In [88]:
import json
import pickle
import spacy
from spacy.pipeline import EntityRuler
from spacy.tokens import Doc, Span, Token
from spacy.symbols import nsubj, dobj
import neuralcoref
import pandas as pd

## Create spaCy Model and Lexicon

In [3]:
nlp = spacy.load("en_core_web_lg")

In [5]:
lexicon = pd.read_csv('/home/jon/Desktop/thesis/nfl.tsv', sep='\t', header=None, names=['word', 'rating', 'std'])
lexicon.drop('std', axis = 1, inplace = True)

for i in range(len(lexicon)):
    word = lexicon.iloc[i]['word']
    doc = nlp(word)
    lexicon.at[i, 'word'] = doc[0].lemma_

In [9]:
lexicon = lexicon.set_index(keys='word')
lexicon = lexicon.loc[~lexicon.index.duplicated(keep='first')]
lexicon = lexicon.to_dict('index')
sentiment_words = list(lexicon.keys())

## Modify Pipeline

In [12]:
with open('/home/jon/Desktop/thesis/2010/2010_processed.json', 'r') as f:
    articles = json.load(f)
teams = pickle.load(open('/home/jon/Desktop/thesis/2010/team_names.p', 'rb'))
players_to_teams = pickle.load(open('/home/jon/Desktop/thesis/2010/players_teams_mapping.p', 'rb'))

players = list(players_to_teams.keys())

In [13]:
ruler = EntityRuler(nlp, overwrite_ents=True)

In [14]:
patterns = [{'label': 'NFL', 'pattern': team} for team in teams]
name_patterns = [{'label': 'NFL', 'pattern': name} for name in players]
patterns.extend(name_patterns)

In [15]:
ruler.add_patterns(patterns)
nlp.add_pipe(ruler)

In [16]:
merge_ents = nlp.create_pipe("merge_entities")
nlp.add_pipe(merge_ents)

In [18]:
is_player_getter = lambda token: token.text in players
has_player_getter = lambda obj: any([t.text in players for t in obj])
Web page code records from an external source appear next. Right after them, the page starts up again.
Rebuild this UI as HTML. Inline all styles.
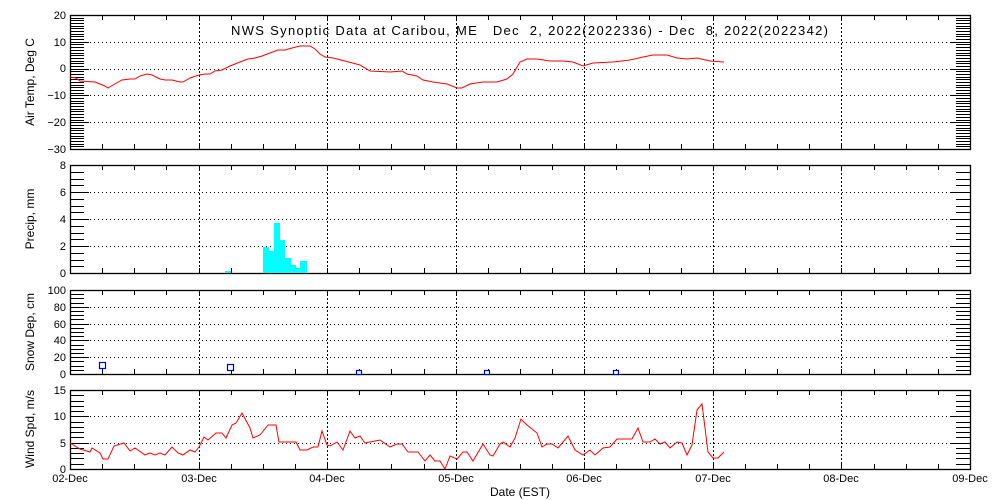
<!DOCTYPE html>
<html><head><meta charset="utf-8"><style>
html,body{margin:0;padding:0;background:#fff;width:1000px;height:500px;overflow:hidden}
svg text{font-family:"Liberation Sans","DejaVu Sans",sans-serif;font-size:11px;fill:#000}
</style></head><body>
<svg id="s" width="1000" height="500" viewBox="0 0 1000 500" xmlns="http://www.w3.org/2000/svg">
<g id="g"></g>
<text x="231" y="35" xml:space="preserve" textLength="597" lengthAdjust="spacing" style="font-size:13px;white-space:pre">NWS Synoptic Data at Caribou, ME   Dec  2, 2022(2022336) - Dec  8, 2022(2022342)</text>
<g text-anchor="end">
<text x="66" y="19">20</text><text x="66" y="46">10</text><text x="66" y="72">0</text><text x="66" y="99">−10</text><text x="66" y="126">−20</text><text x="66" y="153">−30</text>
<text x="66" y="169">8</text><text x="66" y="196">6</text><text x="66" y="223">4</text><text x="66" y="250">2</text><text x="66" y="277">0</text>
<text x="66" y="294">100</text><text x="66" y="311">80</text><text x="66" y="328">60</text><text x="66" y="344">40</text><text x="66" y="361">20</text><text x="66" y="378">0</text>
<text x="66" y="394">15</text><text x="66" y="420">10</text><text x="66" y="447">5</text><text x="66" y="473">0</text>
</g>
<g text-anchor="middle">
<text x="70" y="482">02-Dec</text><text x="199" y="482">03-Dec</text><text x="327" y="482">04-Dec</text><text x="456" y="482">05-Dec</text><text x="584" y="482">06-Dec</text><text x="713" y="482">07-Dec</text><text x="841" y="482">08-Dec</text><text x="970" y="482">09-Dec</text>
<text x="520" y="496" style="font-size:12px">Date (EST)</text>
<text transform="translate(34,82) rotate(-90)" style="font-size:12px">Air Temp, Deg C</text>
<text transform="translate(34,219) rotate(-90)" style="font-size:12px">Precip, mm</text>
<text transform="translate(34,332) rotate(-90)" style="font-size:12px">Snow Dep, cm</text>
<text transform="translate(34,429) rotate(-90)" style="font-size:12px">Wind Spd, m/s</text>
</g>
<g fill="#00ffff">
<rect x="225" y="271" width="6" height="2"/>
<rect x="263" y="247" width="6" height="26"/><rect x="269" y="251" width="5" height="22"/><rect x="274" y="223" width="6" height="50"/><rect x="280" y="240" width="5" height="33"/><rect x="285" y="258" width="6" height="15"/><rect x="291" y="265" width="5" height="8"/><rect x="296" y="268" width="4" height="5"/><rect x="300" y="261" width="7" height="12"/>
</g>
<polyline fill="none" stroke="#f00" stroke-width="1" points="70,77 76,78 80,81 95,82 105,86 108,88 113,85 122,80 130,79 135,79 140,76 147,74 152,75 160,79 165,80 172,80 180,82 183,82 190,78 199,75 205,74 210,74 215,71 222,70 230,66 240,62 248,59 255,58 262,56 270,53 278,50 285,50 292,48 300,46 310,46 315,49 320,54 325,57 333,58 345,61 360,65 370,71 390,72 402,71 407,74 417,76 423,80 433,82 447,84 457,88 462,88 470,84 483,82 497,82 507,79 513,74 520,62 527,59 537,59 550,61 563,61 573,62 583,66 593,63 613,62 630,60 643,57 653,55 667,55 677,58 687,59 697,58 710,61 724,62"/>
<polyline fill="none" stroke="#f00" stroke-width="1" points="70,443 80,449 90,452 92,448 100,453 103,459 108,459 114,446 124,443 130,451 135,448 145,455 150,453 155,455 160,453 165,455 172,447 178,453 183,455 190,450 195,452 199,447 204,437 208,440 216,433 222,433 226,438 232,425 236,423 242,413 250,428 253,438 260,435 268,425 276,425 279,442 296,442 300,450 307,450 313,447 318,447 322,431 327,445 330,446 337,442 343,450 350,431 355,438 360,436 365,443 370,442 380,440 390,447 397,444 402,444 408,452 418,452 425,461 430,455 435,461 440,461 445,469 450,456 457,459 463,452 467,452 473,461 483,444 490,455 493,456 500,444 503,442 510,447 515,438 521,419 527,425 537,433 542,447 547,444 552,444 558,448 568,436 575,450 583,455 590,450 595,455 603,448 610,447 617,439 632,439 638,428 643,442 650,442 655,439 660,444 665,442 670,448 677,442 682,443 687,455 692,445 697,410 702,404 708,452 713,458 718,458 724,452"/>
</svg>
<script>
(function(){
var g=document.getElementById('g'),h='';
function L(x1,y1,x2,y2,st){h+='<line x1="'+x1+'" y1="'+y1+'" x2="'+x2+'" y2="'+y2+'" stroke="#000" stroke-width="1" '+(st||'')+'/>';}
var X0=70,X1=970,DW=900/7;
var P=[[15,149,50,10,1],[165,273,8,2,0.5],[290,374,100,20,5],[390,469,15,5,1]];
P.forEach(function(p){
 var t=p[0],b=p[1],rng=p[2],maj=p[3],mn=p[4],sc=(b-t)/rng;
 for(var d=1;d<7;d++){var x=Math.round(X0+d*DW)+0.5;L(x,t,x,b,'stroke-dasharray="2,2"');}
 for(var v=maj;v<rng;v+=maj){var y=Math.round(b-v*sc)+0.5;L(X0,y,X1,y,'stroke-dasharray="1,3"');L(X0,y,X0+19,y);L(X1-19,y,X1,y);}
 for(var v=0;v<=rng+0.001;v+=mn){var y=Math.round(b-v*sc)+0.5;L(X0,y,X0+14,y);L(X1-14,y,X1,y);}
 for(var k=1;k<28;k++){var x=Math.round(X0+k*DW/4)+0.5;L(x,t,x,t+5);L(x,b,x,b-5);}
 h+='<rect x="'+(X0+0.5)+'" y="'+(t+0.5)+'" width="'+(X1-X0)+'" height="'+(b-t)+'" fill="none" stroke="#000" stroke-width="1.3"/>';
});
h+='<g fill="#fff" stroke="#0000cc" stroke-width="1.2"><rect x="99.5" y="362.5" width="6" height="6"/><rect x="227.5" y="364.5" width="6" height="6"/><rect x="356.5" y="370.5" width="5" height="4"/><rect x="484.5" y="370.5" width="5" height="4"/><rect x="613.5" y="370.5" width="5" height="4"/></g>';
g.innerHTML=h;
})();
</script>
</body></html>
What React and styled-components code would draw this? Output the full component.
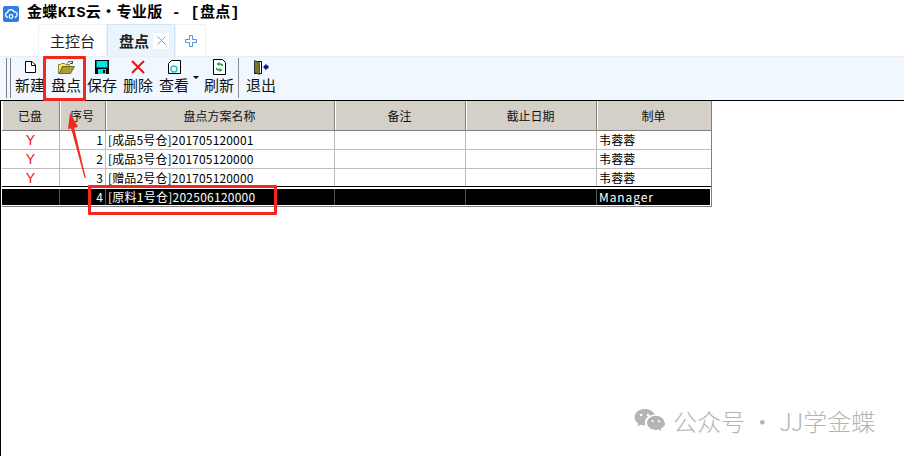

is_team_getter = lambda token: token.text in teams
has_team_getter  =lambda obj: any([t.text in teams for t in obj])

is_sentiment_getter = lambda token: token.lemma_ in sentiment_words
has_sentiment_getter  =lambda obj: any([t.lemma_ in sentiment_words for t in obj])

In [19]:
Token.set_extension("is_player", getter=is_player_getter, force=True)
Doc.set_extension("has_player", getter=has_player_getter, force=True)
Span.set_extension("has_player", getter=has_player_getter, force=True)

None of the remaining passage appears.